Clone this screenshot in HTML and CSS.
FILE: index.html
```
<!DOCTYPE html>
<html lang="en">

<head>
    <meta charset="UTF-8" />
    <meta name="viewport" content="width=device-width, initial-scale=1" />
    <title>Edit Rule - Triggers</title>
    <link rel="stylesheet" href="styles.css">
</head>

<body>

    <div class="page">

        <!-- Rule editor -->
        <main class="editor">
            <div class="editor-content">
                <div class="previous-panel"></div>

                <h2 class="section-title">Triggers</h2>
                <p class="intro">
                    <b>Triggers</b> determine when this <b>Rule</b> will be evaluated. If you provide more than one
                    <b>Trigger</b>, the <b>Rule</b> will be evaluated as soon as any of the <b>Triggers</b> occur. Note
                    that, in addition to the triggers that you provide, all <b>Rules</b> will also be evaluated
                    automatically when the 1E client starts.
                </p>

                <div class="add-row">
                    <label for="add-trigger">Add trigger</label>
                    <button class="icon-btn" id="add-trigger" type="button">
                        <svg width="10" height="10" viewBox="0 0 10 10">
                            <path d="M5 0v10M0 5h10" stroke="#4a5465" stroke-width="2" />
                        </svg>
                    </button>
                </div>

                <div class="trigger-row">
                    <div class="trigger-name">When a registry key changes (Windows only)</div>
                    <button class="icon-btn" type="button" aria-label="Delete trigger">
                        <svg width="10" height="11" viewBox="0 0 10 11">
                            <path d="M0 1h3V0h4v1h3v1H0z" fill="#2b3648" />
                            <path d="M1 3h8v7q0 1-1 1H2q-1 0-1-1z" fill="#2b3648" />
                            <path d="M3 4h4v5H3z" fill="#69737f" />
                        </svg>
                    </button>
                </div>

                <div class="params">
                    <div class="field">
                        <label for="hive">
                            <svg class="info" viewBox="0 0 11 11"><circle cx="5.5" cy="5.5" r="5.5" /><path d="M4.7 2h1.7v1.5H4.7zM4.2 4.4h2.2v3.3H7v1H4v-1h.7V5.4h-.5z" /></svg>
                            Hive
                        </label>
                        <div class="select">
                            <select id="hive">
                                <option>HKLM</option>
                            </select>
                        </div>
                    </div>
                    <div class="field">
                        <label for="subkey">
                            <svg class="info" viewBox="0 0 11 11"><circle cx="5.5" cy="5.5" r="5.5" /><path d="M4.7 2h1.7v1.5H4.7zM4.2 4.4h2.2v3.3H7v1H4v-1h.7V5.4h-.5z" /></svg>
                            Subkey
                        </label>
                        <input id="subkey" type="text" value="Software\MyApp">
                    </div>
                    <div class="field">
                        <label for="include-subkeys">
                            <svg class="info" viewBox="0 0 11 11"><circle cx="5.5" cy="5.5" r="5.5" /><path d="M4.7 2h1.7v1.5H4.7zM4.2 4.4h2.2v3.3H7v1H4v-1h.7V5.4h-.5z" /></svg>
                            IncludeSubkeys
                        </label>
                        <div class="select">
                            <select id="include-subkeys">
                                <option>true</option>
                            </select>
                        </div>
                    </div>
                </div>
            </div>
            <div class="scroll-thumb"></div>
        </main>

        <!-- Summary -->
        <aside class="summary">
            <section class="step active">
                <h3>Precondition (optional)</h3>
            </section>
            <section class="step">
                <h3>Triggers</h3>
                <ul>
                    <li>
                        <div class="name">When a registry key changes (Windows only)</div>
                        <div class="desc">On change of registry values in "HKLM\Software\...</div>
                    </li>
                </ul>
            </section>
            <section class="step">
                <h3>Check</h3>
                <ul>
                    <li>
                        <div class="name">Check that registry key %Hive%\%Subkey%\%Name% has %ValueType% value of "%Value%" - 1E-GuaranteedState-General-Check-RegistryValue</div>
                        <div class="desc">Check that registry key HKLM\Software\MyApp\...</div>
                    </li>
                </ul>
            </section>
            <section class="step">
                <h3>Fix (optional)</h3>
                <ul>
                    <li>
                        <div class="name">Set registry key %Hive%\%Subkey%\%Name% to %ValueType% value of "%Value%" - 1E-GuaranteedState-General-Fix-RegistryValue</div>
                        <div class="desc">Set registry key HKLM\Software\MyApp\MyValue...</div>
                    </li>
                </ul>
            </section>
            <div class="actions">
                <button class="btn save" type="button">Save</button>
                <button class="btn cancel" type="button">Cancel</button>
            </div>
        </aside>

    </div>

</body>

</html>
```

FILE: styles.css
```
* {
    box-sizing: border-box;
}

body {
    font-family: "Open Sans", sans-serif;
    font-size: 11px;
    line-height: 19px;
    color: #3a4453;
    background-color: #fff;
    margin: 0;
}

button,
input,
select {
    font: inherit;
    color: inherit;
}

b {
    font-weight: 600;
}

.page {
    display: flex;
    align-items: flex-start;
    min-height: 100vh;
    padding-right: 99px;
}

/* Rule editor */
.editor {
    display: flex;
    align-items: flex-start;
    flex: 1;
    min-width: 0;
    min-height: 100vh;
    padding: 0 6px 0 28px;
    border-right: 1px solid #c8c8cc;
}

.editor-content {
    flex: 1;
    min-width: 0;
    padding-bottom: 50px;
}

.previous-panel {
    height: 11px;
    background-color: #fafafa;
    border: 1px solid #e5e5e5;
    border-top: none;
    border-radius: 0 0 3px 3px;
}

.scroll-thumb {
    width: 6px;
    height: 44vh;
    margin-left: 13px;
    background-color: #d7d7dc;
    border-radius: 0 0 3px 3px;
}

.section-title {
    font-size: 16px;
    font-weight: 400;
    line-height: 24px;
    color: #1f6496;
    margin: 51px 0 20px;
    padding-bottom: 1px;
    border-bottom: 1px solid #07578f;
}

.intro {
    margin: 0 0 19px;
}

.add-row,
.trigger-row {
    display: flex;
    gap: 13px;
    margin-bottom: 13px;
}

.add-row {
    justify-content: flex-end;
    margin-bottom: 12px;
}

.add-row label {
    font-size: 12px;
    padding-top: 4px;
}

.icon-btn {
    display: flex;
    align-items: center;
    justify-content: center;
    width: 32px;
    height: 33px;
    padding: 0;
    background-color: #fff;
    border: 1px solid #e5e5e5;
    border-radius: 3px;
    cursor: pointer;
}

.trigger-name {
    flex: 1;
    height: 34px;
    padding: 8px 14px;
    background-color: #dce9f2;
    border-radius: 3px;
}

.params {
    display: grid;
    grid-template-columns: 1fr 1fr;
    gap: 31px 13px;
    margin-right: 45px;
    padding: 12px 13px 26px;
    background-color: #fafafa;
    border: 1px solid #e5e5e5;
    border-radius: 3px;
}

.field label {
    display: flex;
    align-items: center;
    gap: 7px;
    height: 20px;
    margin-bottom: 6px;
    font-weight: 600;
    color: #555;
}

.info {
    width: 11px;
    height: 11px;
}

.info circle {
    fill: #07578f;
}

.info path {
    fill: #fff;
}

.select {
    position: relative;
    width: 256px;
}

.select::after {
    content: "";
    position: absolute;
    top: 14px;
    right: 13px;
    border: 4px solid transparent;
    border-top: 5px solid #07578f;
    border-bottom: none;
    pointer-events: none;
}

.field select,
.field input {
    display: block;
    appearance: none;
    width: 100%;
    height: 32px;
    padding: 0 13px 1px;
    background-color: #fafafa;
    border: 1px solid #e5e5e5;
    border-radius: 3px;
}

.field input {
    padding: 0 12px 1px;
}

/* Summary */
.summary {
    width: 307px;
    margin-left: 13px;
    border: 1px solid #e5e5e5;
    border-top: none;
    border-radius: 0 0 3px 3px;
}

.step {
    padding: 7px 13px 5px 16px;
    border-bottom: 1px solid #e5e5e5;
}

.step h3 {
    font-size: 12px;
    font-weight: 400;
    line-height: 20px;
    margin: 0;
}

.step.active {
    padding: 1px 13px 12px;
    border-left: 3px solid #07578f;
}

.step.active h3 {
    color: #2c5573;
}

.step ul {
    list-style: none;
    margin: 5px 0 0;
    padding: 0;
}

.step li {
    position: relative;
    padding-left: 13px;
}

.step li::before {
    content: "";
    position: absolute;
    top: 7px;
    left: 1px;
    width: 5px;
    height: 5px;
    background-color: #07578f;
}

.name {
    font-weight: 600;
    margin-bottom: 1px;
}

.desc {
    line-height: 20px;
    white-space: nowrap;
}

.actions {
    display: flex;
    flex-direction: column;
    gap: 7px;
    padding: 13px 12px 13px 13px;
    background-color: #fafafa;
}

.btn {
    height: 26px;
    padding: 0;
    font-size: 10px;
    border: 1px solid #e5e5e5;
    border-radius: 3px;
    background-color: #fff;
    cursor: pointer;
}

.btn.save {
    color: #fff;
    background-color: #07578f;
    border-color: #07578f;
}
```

==

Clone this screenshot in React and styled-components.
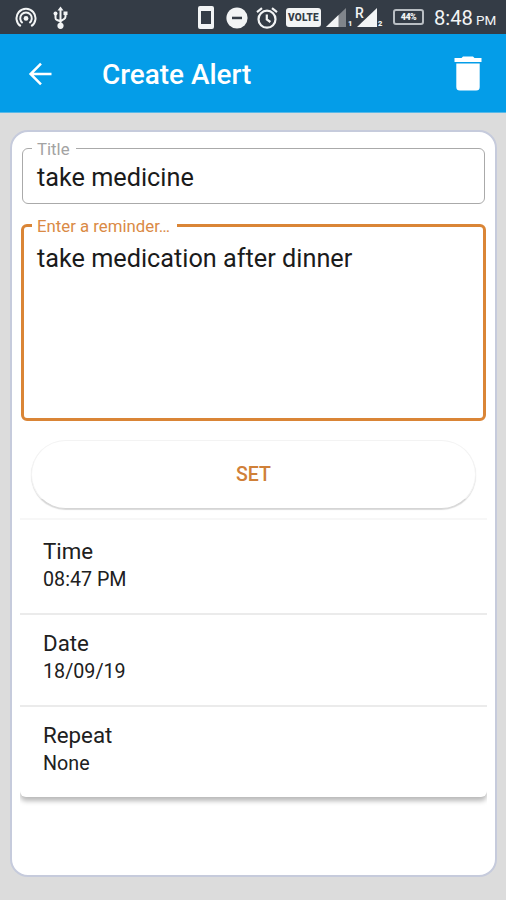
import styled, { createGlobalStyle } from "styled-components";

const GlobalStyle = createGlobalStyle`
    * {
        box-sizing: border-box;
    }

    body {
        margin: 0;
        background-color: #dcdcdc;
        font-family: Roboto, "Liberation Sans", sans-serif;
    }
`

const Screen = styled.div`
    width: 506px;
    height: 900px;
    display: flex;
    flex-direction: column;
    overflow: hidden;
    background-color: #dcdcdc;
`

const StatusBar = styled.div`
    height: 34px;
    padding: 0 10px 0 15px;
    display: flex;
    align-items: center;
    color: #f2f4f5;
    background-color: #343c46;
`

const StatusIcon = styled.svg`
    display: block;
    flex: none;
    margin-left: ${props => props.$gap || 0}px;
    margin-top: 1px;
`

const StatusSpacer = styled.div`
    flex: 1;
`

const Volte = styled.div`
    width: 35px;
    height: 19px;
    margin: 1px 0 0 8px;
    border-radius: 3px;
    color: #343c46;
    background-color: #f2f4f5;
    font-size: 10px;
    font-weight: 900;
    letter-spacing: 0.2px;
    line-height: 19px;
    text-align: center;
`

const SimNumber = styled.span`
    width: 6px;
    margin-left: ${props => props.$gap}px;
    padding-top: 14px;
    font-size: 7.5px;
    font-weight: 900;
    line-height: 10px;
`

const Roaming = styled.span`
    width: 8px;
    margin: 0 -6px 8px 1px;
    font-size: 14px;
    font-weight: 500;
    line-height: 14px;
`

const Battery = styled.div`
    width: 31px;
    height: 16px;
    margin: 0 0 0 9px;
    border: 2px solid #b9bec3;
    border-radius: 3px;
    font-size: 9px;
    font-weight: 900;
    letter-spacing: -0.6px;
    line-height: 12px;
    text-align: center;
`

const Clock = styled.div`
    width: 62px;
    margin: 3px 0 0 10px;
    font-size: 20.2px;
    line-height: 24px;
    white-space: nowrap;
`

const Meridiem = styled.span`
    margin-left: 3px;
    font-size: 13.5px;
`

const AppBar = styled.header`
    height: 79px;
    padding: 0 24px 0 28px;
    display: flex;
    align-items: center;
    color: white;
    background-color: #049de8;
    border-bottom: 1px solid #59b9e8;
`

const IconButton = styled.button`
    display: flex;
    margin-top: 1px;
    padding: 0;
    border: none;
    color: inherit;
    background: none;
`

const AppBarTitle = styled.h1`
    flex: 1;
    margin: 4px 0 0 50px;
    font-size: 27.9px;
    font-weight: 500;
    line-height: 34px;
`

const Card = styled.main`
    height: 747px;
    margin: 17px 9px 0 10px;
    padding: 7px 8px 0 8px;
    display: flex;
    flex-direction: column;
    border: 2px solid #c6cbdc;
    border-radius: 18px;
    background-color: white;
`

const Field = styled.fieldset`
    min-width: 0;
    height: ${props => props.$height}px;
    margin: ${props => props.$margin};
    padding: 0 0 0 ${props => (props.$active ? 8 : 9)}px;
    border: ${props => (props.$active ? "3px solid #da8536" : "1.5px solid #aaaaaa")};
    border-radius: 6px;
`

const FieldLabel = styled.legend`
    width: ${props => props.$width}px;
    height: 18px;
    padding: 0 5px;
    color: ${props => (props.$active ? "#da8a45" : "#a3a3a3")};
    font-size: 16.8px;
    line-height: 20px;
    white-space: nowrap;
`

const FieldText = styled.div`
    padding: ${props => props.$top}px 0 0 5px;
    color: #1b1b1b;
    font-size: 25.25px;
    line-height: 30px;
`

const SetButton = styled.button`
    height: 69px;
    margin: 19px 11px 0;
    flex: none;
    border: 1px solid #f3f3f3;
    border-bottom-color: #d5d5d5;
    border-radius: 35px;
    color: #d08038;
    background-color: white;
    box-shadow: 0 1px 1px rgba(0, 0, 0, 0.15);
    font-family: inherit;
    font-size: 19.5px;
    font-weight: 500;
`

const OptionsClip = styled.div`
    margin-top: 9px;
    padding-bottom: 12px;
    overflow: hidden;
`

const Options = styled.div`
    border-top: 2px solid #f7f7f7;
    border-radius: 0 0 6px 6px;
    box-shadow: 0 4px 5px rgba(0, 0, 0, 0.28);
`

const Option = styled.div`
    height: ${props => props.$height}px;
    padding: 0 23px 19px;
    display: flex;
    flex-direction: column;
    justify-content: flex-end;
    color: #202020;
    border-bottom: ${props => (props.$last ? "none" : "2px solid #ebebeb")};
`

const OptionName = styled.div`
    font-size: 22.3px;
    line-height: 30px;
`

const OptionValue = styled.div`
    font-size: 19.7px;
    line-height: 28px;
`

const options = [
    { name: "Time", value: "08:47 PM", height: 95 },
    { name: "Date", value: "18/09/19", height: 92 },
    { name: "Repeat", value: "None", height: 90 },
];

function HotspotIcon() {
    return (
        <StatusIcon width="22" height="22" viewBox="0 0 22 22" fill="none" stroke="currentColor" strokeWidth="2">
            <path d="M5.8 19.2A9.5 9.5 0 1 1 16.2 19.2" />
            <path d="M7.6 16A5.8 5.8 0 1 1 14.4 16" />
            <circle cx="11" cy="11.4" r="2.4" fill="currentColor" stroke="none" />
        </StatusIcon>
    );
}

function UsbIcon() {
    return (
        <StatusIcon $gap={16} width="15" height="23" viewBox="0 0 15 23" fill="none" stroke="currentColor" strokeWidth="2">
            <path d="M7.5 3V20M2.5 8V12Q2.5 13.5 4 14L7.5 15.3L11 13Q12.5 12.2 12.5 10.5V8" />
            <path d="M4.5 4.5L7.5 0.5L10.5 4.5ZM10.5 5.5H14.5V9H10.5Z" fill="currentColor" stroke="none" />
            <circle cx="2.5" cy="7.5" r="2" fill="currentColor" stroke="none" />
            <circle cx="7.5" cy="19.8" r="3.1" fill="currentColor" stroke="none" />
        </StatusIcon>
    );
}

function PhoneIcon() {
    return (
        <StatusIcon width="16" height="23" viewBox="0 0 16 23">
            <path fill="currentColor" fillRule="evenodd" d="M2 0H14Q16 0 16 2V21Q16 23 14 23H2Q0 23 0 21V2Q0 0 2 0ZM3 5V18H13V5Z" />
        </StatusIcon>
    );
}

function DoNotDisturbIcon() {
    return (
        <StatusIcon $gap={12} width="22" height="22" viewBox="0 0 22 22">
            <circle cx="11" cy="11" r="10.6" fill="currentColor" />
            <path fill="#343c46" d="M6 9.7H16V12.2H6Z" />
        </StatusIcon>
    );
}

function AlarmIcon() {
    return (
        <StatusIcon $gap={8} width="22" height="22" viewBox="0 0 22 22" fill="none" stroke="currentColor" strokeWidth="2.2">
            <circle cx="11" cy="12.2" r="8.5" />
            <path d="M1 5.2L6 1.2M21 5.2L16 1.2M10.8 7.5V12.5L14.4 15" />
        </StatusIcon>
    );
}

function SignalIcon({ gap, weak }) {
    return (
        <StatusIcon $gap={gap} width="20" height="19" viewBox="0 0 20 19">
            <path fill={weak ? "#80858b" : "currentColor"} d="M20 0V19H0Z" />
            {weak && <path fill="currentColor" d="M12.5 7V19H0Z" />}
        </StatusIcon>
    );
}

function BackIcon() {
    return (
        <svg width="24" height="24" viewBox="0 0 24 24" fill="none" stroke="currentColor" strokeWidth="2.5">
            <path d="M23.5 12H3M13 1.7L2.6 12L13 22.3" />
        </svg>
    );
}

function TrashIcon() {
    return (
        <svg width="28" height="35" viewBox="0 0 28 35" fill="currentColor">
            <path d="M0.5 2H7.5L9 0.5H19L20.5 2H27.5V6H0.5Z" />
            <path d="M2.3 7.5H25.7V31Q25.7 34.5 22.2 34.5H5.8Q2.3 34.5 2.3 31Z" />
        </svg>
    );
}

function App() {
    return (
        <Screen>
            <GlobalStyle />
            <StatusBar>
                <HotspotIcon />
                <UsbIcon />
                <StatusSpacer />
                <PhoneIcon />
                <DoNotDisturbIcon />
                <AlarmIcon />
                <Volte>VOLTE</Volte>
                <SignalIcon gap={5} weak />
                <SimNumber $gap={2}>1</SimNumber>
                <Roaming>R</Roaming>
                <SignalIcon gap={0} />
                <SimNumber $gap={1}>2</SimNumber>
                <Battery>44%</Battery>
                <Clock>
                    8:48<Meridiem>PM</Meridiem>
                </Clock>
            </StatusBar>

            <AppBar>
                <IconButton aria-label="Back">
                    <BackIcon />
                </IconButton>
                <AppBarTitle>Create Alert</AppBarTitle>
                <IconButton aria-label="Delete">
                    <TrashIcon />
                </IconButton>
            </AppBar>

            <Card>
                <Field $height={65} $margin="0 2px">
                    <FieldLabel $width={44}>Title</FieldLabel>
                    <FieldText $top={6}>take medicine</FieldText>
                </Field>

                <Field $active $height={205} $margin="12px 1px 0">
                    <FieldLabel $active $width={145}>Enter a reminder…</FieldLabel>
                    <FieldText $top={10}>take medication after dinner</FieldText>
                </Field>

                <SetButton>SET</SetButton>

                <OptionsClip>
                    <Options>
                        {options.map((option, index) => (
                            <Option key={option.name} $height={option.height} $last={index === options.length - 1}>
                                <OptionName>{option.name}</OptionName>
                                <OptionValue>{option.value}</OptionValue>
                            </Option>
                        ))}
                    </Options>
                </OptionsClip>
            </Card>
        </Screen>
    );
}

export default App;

> _Exercise_
Copy all lines above containing the string "screenshot".

> _Written answer_
Clone this screenshot in HTML and CSS.
Clone this screenshot in React and styled-components.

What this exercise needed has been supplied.